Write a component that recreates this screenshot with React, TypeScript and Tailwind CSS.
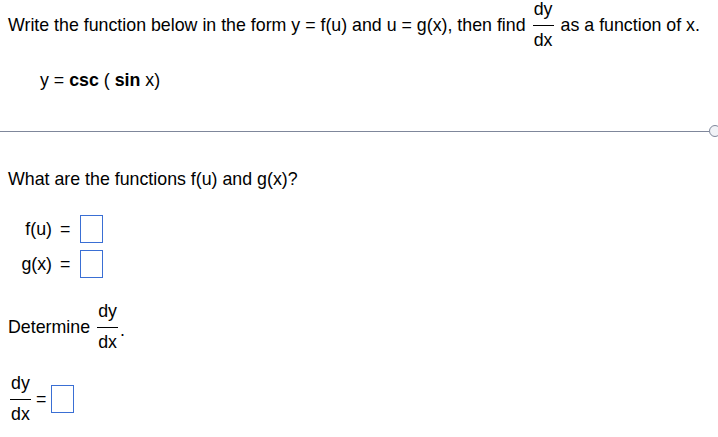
const Frac = ({ className = "" }: { className?: string }) => (
  <span className={`inline-flex flex-col items-center ${className}`}>
    <span className="leading-[20px] mb-[6px]">dy</span>
    <span className="block h-px w-[21px] bg-black" />
    <span className="leading-[20px] mt-[4px]">dx</span>
  </span>
);

const AnswerBox = () => (
  <span className="inline-block w-[23px] h-[28px] border border-[#3a6fd4] bg-white" />
);

export default function App() {
  return (
    <div className="w-full h-[437px] bg-white overflow-hidden font-['Liberation_Sans',Arial,sans-serif] text-[17.8px] leading-[20px] text-black">
      <div className="pl-[8px] flex flex-col">
        {/* prompt */}
        <div className="flex items-center h-[49px] whitespace-nowrap">
          <span>Write the function below in the form y = f(u) and u = g(x), then find</span>
          <Frac className="mx-[7px]" />
          <span>as a function of x.</span>
        </div>

        <div className="mt-[21px] ml-[32px] whitespace-pre">
          y = <b>csc</b> ( <b>sin</b> x)
        </div>

        {/* divider with handle */}
        <div className="mt-[34px] -ml-[8px] w-[721px] h-[14px] flex items-center">
          <div className="flex-1 h-px bg-[#7f879b]" />
          <div className="w-[12px] h-[12px] rounded-full border border-[#7f879b] bg-[#f1f3f7]" />
        </div>

        <div className="mt-[31px]">What are the functions f(u) and g(x)?</div>

        <div className="mt-[26px] flex flex-col gap-[7px]">
          <div className="flex items-center h-[28px]">
            <span className="ml-[13px] w-[31px] text-right">f(u)</span>
            <span className="ml-[8px] mr-[10px]">=</span>
            <AnswerBox />
          </div>
          <div className="flex items-center h-[28px]">
            <span className="ml-[13px] w-[31px] text-right">g(x)</span>
            <span className="ml-[8px] mr-[10px]">=</span>
            <AnswerBox />
          </div>
        </div>

        <div className="mt-[24px] flex items-center h-[49px]">
          <span>Determine</span>
          <Frac className="ml-[7px]" />
          <span className="self-end mb-[11px] ml-[2px]">.</span>
        </div>

        <div className="mt-[23px] flex items-center h-[49px]">
          <Frac className="ml-[2px]" />
          <span className="ml-[5px] mr-[5px]">=</span>
          <AnswerBox />
        </div>
      </div>
    </div>
  );
}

What the exercise asks: Reproduce the whole listing above word for word, but not its pictures.

Solution to this exercise:
Write a component that recreates this screenshot with React, TypeScript and Tailwind CSS.
const Frac = ({ className = "" }: { className?: string }) => (
  <span className={`inline-flex flex-col items-center ${className}`}>
    <span className="leading-[20px] mb-[6px]">dy</span>
    <span className="block h-px w-[21px] bg-black" />
    <span className="leading-[20px] mt-[4px]">dx</span>
  </span>
);

const AnswerBox = () => (
  <span className="inline-block w-[23px] h-[28px] border border-[#3a6fd4] bg-white" />
);

export default function App() {
  return (
    <div className="w-full h-[437px] bg-white overflow-hidden font-['Liberation_Sans',Arial,sans-serif] text-[17.8px] leading-[20px] text-black">
      <div className="pl-[8px] flex flex-col">
        {/* prompt */}
        <div className="flex items-center h-[49px] whitespace-nowrap">
          <span>Write the function below in the form y = f(u) and u = g(x), then find</span>
          <Frac className="mx-[7px]" />
          <span>as a function of x.</span>
        </div>

        <div className="mt-[21px] ml-[32px] whitespace-pre">
          y = <b>csc</b> ( <b>sin</b> x)
        </div>

        {/* divider with handle */}
        <div className="mt-[34px] -ml-[8px] w-[721px] h-[14px] flex items-center">
          <div className="flex-1 h-px bg-[#7f879b]" />
          <div className="w-[12px] h-[12px] rounded-full border border-[#7f879b] bg-[#f1f3f7]" />
        </div>

        <div className="mt-[31px]">What are the functions f(u) and g(x)?</div>

        <div className="mt-[26px] flex flex-col gap-[7px]">
          <div className="flex items-center h-[28px]">
            <span className="ml-[13px] w-[31px] text-right">f(u)</span>
            <span className="ml-[8px] mr-[10px]">=</span>
            <AnswerBox />
          </div>
          <div className="flex items-center h-[28px]">
            <span className="ml-[13px] w-[31px] text-right">g(x)</span>
            <span className="ml-[8px] mr-[10px]">=</span>
            <AnswerBox />
          </div>
        </div>

        <div className="mt-[24px] flex items-center h-[49px]">
          <span>Determine</span>
          <Frac className="ml-[7px]" />
          <span className="self-end mb-[11px] ml-[2px]">.</span>
        </div>

        <div className="mt-[23px] flex items-center h-[49px]">
          <Frac className="ml-[2px]" />
          <span className="ml-[5px] mr-[5px]">=</span>
          <AnswerBox />
        </div>
      </div>
    </div>
  );
}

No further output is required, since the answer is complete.